Dataset section →
## Begin

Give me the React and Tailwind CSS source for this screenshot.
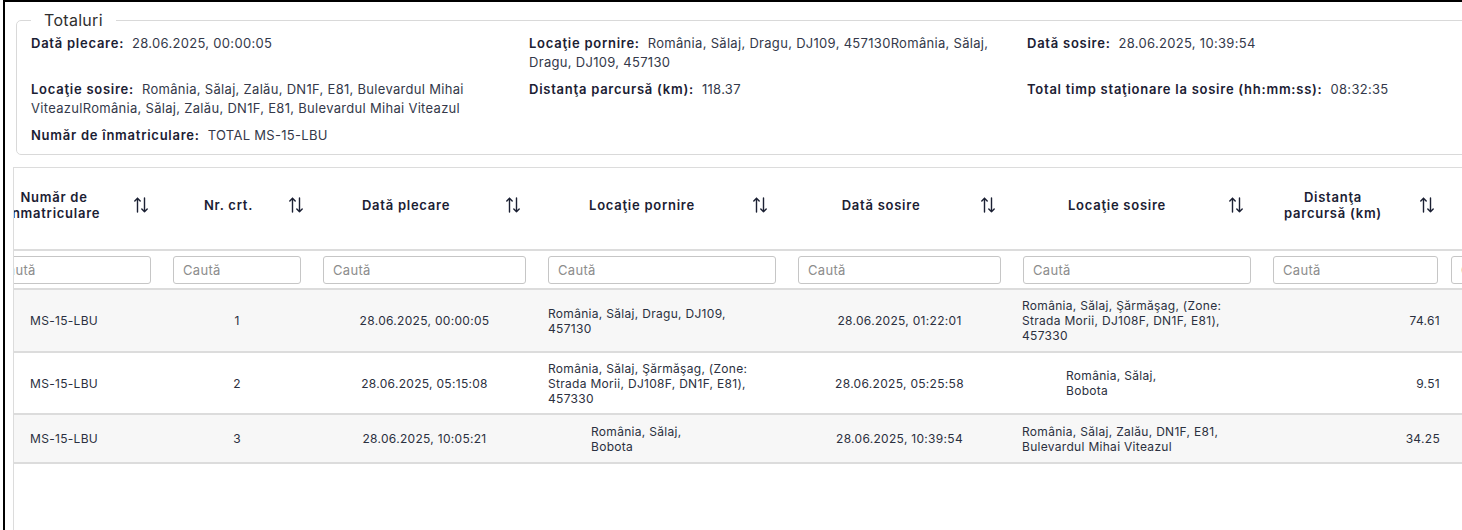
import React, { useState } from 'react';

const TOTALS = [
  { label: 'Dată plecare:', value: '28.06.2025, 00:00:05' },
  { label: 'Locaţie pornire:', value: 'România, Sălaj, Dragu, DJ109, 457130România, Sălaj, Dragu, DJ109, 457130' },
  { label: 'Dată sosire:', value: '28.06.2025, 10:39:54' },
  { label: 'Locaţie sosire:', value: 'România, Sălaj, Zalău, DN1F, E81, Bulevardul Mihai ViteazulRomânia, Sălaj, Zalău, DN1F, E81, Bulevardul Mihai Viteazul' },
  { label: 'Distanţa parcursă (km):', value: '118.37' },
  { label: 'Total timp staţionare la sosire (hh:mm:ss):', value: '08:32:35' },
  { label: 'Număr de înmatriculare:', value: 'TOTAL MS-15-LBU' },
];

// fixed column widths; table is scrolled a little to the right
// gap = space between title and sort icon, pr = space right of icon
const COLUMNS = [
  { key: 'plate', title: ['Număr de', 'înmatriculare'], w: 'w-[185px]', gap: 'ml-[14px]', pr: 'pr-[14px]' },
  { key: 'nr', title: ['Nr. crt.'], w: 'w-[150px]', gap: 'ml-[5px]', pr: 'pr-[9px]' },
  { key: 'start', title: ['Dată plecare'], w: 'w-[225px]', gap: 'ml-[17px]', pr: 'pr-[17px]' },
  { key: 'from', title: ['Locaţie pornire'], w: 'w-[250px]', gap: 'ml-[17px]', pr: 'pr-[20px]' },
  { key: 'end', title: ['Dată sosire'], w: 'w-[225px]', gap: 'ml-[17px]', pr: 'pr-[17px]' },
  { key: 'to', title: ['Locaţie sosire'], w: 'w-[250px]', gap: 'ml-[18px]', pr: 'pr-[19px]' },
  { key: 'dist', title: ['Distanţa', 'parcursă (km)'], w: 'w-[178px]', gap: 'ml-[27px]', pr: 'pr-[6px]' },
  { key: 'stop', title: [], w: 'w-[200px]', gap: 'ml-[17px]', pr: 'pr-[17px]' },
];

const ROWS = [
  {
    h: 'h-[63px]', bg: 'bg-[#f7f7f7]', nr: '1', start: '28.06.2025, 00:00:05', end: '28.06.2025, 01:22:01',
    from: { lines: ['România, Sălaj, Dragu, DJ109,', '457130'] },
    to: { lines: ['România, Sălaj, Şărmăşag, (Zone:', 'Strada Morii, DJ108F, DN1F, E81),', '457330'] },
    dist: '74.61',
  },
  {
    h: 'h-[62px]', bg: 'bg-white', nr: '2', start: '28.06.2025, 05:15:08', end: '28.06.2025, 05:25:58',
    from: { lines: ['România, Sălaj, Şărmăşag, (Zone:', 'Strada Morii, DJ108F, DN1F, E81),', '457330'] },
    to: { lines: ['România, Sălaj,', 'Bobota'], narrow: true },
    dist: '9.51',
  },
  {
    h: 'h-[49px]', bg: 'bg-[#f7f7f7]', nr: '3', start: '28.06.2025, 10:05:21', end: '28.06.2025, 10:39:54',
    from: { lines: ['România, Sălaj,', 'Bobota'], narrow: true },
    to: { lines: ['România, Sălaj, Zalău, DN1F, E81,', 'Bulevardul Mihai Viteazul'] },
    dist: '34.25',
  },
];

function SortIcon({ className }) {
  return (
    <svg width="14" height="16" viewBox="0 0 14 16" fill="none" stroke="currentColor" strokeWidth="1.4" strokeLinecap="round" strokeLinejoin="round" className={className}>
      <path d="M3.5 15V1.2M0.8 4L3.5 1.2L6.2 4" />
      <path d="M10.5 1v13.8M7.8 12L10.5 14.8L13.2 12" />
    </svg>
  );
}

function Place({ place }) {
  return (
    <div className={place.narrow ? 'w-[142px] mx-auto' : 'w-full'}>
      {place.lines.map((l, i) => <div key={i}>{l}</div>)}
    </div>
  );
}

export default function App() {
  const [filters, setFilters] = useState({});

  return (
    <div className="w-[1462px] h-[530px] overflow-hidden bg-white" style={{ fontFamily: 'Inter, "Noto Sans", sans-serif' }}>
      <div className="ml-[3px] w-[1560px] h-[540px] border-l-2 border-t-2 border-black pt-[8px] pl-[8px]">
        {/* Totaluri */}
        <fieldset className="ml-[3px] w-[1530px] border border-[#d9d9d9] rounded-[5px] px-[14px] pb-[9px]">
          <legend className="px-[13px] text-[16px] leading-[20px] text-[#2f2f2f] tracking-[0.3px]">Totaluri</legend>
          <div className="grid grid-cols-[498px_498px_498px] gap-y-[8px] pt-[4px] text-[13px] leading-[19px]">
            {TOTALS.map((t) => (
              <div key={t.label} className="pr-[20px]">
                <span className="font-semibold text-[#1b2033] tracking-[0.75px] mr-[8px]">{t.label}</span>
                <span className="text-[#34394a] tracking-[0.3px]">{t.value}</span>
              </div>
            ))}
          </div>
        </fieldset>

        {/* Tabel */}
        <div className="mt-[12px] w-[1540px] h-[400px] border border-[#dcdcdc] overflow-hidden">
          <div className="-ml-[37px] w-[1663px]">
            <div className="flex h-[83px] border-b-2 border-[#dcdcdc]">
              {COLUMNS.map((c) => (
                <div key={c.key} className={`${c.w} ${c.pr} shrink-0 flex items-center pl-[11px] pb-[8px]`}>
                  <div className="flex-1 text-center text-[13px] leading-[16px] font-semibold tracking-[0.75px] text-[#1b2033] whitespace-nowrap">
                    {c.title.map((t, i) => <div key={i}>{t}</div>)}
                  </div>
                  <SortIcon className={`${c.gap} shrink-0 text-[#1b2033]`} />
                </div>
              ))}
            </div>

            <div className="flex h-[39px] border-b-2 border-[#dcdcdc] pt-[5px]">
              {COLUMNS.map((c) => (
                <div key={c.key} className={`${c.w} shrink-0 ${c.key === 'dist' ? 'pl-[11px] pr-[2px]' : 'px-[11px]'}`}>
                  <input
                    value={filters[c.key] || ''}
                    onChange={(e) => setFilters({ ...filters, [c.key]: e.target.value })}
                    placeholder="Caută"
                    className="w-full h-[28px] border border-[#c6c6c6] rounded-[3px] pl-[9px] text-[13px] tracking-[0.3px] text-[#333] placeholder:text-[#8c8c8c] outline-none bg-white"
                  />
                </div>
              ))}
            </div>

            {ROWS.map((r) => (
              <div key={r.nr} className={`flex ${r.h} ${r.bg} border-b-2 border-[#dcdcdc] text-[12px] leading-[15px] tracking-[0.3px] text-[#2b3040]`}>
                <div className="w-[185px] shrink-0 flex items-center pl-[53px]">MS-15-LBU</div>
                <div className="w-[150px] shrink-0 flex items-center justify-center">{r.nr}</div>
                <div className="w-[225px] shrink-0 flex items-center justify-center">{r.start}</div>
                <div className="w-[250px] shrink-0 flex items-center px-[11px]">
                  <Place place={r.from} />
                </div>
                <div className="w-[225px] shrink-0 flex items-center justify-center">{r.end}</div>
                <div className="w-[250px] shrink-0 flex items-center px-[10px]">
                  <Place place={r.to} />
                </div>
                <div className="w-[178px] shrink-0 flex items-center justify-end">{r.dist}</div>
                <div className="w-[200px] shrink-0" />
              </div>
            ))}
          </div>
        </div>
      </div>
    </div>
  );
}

## End

Instruction →
Set the pictures aside and transcribe the data above exactly.

The result →
Give me the React and Tailwind CSS source for this screenshot.
import React, { useState } from 'react';

const TOTALS = [
  { label: 'Dată plecare:', value: '28.06.2025, 00:00:05' },
  { label: 'Locaţie pornire:', value: 'România, Sălaj, Dragu, DJ109, 457130România, Sălaj, Dragu, DJ109, 457130' },
  { label: 'Dată sosire:', value: '28.06.2025, 10:39:54' },
  { label: 'Locaţie sosire:', value: 'România, Sălaj, Zalău, DN1F, E81, Bulevardul Mihai ViteazulRomânia, Sălaj, Zalău, DN1F, E81, Bulevardul Mihai Viteazul' },
  { label: 'Distanţa parcursă (km):', value: '118.37' },
  { label: 'Total timp staţionare la sosire (hh:mm:ss):', value: '08:32:35' },
  { label: 'Număr de înmatriculare:', value: 'TOTAL MS-15-LBU' },
];

// fixed column widths; table is scrolled a little to the right
// gap = space between title and sort icon, pr = space right of icon
const COLUMNS = [
  { key: 'plate', title: ['Număr de', 'înmatriculare'], w: 'w-[185px]', gap: 'ml-[14px]', pr: 'pr-[14px]' },
  { key: 'nr', title: ['Nr. crt.'], w: 'w-[150px]', gap: 'ml-[5px]', pr: 'pr-[9px]' },
  { key: 'start', title: ['Dată plecare'], w: 'w-[225px]', gap: 'ml-[17px]', pr: 'pr-[17px]' },
  { key: 'from', title: ['Locaţie pornire'], w: 'w-[250px]', gap: 'ml-[17px]', pr: 'pr-[20px]' },
  { key: 'end', title: ['Dată sosire'], w: 'w-[225px]', gap: 'ml-[17px]', pr: 'pr-[17px]' },
  { key: 'to', title: ['Locaţie sosire'], w: 'w-[250px]', gap: 'ml-[18px]', pr: 'pr-[19px]' },
  { key: 'dist', title: ['Distanţa', 'parcursă (km)'], w: 'w-[178px]', gap: 'ml-[27px]', pr: 'pr-[6px]' },
  { key: 'stop', title: [], w: 'w-[200px]', gap: 'ml-[17px]', pr: 'pr-[17px]' },
];

const ROWS = [
  {
    h: 'h-[63px]', bg: 'bg-[#f7f7f7]', nr: '1', start: '28.06.2025, 00:00:05', end: '28.06.2025, 01:22:01',
    from: { lines: ['România, Sălaj, Dragu, DJ109,', '457130'] },
    to: { lines: ['România, Sălaj, Şărmăşag, (Zone:', 'Strada Morii, DJ108F, DN1F, E81),', '457330'] },
    dist: '74.61',
  },
  {
    h: 'h-[62px]', bg: 'bg-white', nr: '2', start: '28.06.2025, 05:15:08', end: '28.06.2025, 05:25:58',
    from: { lines: ['România, Sălaj, Şărmăşag, (Zone:', 'Strada Morii, DJ108F, DN1F, E81),', '457330'] },
    to: { lines: ['România, Sălaj,', 'Bobota'], narrow: true },
    dist: '9.51',
  },
  {
    h: 'h-[49px]', bg: 'bg-[#f7f7f7]', nr: '3', start: '28.06.2025, 10:05:21', end: '28.06.2025, 10:39:54',
    from: { lines: ['România, Sălaj,', 'Bobota'], narrow: true },
    to: { lines: ['România, Sălaj, Zalău, DN1F, E81,', 'Bulevardul Mihai Viteazul'] },
    dist: '34.25',
  },
];

function SortIcon({ className }) {
  return (
    <svg width="14" height="16" viewBox="0 0 14 16" fill="none" stroke="currentColor" strokeWidth="1.4" strokeLinecap="round" strokeLinejoin="round" className={className}>
      <path d="M3.5 15V1.2M0.8 4L3.5 1.2L6.2 4" />
      <path d="M10.5 1v13.8M7.8 12L10.5 14.8L13.2 12" />
    </svg>
  );
}

function Place({ place }) {
  return (
    <div className={place.narrow ? 'w-[142px] mx-auto' : 'w-full'}>
      {place.lines.map((l, i) => <div key={i}>{l}</div>)}
    </div>
  );
}

export default function App() {
  const [filters, setFilters] = useState({});

  return (
    <div className="w-[1462px] h-[530px] overflow-hidden bg-white" style={{ fontFamily: 'Inter, "Noto Sans", sans-serif' }}>
      <div className="ml-[3px] w-[1560px] h-[540px] border-l-2 border-t-2 border-black pt-[8px] pl-[8px]">
        {/* Totaluri */}
        <fieldset className="ml-[3px] w-[1530px] border border-[#d9d9d9] rounded-[5px] px-[14px] pb-[9px]">
          <legend className="px-[13px] text-[16px] leading-[20px] text-[#2f2f2f] tracking-[0.3px]">Totaluri</legend>
          <div className="grid grid-cols-[498px_498px_498px] gap-y-[8px] pt-[4px] text-[13px] leading-[19px]">
            {TOTALS.map((t) => (
              <div key={t.label} className="pr-[20px]">
                <span className="font-semibold text-[#1b2033] tracking-[0.75px] mr-[8px]">{t.label}</span>
                <span className="text-[#34394a] tracking-[0.3px]">{t.value}</span>
              </div>
            ))}
          </div>
        </fieldset>

        {/* Tabel */}
        <div className="mt-[12px] w-[1540px] h-[400px] border border-[#dcdcdc] overflow-hidden">
          <div className="-ml-[37px] w-[1663px]">
            <div className="flex h-[83px] border-b-2 border-[#dcdcdc]">
              {COLUMNS.map((c) => (
                <div key={c.key} className={`${c.w} ${c.pr} shrink-0 flex items-center pl-[11px] pb-[8px]`}>
                  <div className="flex-1 text-center text-[13px] leading-[16px] font-semibold tracking-[0.75px] text-[#1b2033] whitespace-nowrap">
                    {c.title.map((t, i) => <div key={i}>{t}</div>)}
                  </div>
                  <SortIcon className={`${c.gap} shrink-0 text-[#1b2033]`} />
                </div>
              ))}
            </div>

            <div className="flex h-[39px] border-b-2 border-[#dcdcdc] pt-[5px]">
              {COLUMNS.map((c) => (
                <div key={c.key} className={`${c.w} shrink-0 ${c.key === 'dist' ? 'pl-[11px] pr-[2px]' : 'px-[11px]'}`}>
                  <input
                    value={filters[c.key] || ''}
                    onChange={(e) => setFilters({ ...filters, [c.key]: e.target.value })}
                    placeholder="Caută"
                    className="w-full h-[28px] border border-[#c6c6c6] rounded-[3px] pl-[9px] text-[13px] tracking-[0.3px] text-[#333] placeholder:text-[#8c8c8c] outline-none bg-white"
                  />
                </div>
              ))}
            </div>

            {ROWS.map((r) => (
              <div key={r.nr} className={`flex ${r.h} ${r.bg} border-b-2 border-[#dcdcdc] text-[12px] leading-[15px] tracking-[0.3px] text-[#2b3040]`}>
                <div className="w-[185px] shrink-0 flex items-center pl-[53px]">MS-15-LBU</div>
                <div className="w-[150px] shrink-0 flex items-center justify-center">{r.nr}</div>
                <div className="w-[225px] shrink-0 flex items-center justify-center">{r.start}</div>
                <div className="w-[250px] shrink-0 flex items-center px-[11px]">
                  <Place place={r.from} />
                </div>
                <div className="w-[225px] shrink-0 flex items-center justify-center">{r.end}</div>
                <div className="w-[250px] shrink-0 flex items-center px-[10px]">
                  <Place place={r.to} />
                </div>
                <div className="w-[178px] shrink-0 flex items-center justify-end">{r.dist}</div>
                <div className="w-[200px] shrink-0" />
              </div>
            ))}
          </div>
        </div>
      </div>
    </div>
  );
}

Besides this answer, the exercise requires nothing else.